東京郊外のニュータウンで妻と2人暮らしのAさん(64)は、同じ時期に家を買った隣家のBさん(63)とは同世代で家族ぐるみの付き合いだが、定年後、違う働き方を選んだ。
Aさんは雇用延長で会社に残り、給料は半分ほどに減った。それに対してBさんは定年後、営業コンサルタントとして独立し、「収入は現役時代とほとんど変わらない」と自慢話を聞かされてきた。
ところが、新型コロナの感染拡大で状況は一変。現在、Aさんはテレワークとなっているが、給料は今まで通り出る。それに比べて、Bさんはコンサル契約を全部打ち切られて仕事を失った。自営業で失業保険もおりないため、100万円の「持続化給付金」を申請中だ。緊急事態宣言が解除されても、当面、再契約は見込めないというのだ。
雇用環境が悪化している時には、収入面でも正社員が有利だ。会社員のまま雇用延長する働き方と、脱サラして自営業になる働き方では“セーフティネット”に大きな差がある。
まずは定年後、雇用延長や再雇用で給料が75%未満に下がった場合、会社員には「高年齢雇用継続基本給付金」という国の給料補填制度がある。60~64歳までの最長5年間、新給料の最大15%が国(ハローワーク)から直接、自分の口座に振り込まれる。
定年後に月給が47万円から28万円に下がったケースで計算すると、同給付金は月額4万2000円で、5年間受給すると総額252万円になる。
もし、リストラなどで職を失っても、会社員は失業給付がある。勤続(雇用保険加入期間)20年以上の会社員(60~64歳)が雇用延長期間の途中で解雇された場合、1日最高6741円の失業手当を最長240日間もらえる。脱サラして自営業になるとこうした給付は受けられない。

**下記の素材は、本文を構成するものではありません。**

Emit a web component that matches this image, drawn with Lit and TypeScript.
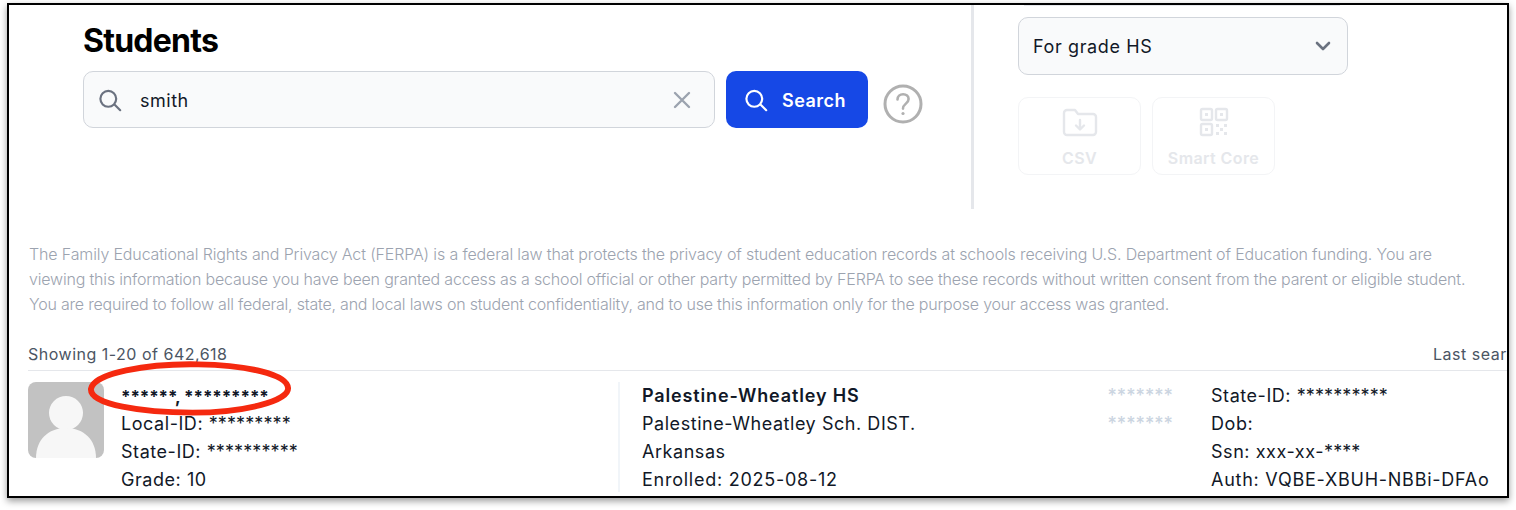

それに加え、コロナ後にテレワークが普及すると、雇用延長で「働く環境」も好転する。
サラリーマンが定年後も会社に残る際、大きなネックとなるのが社内での立場の変化だ。それまで指導してきた元部下が上司となり、部署で孤立気味になって社員食堂でも“ひとり飯”。精神的に参って雇用延長しても短期間で退職するケースは珍しくない。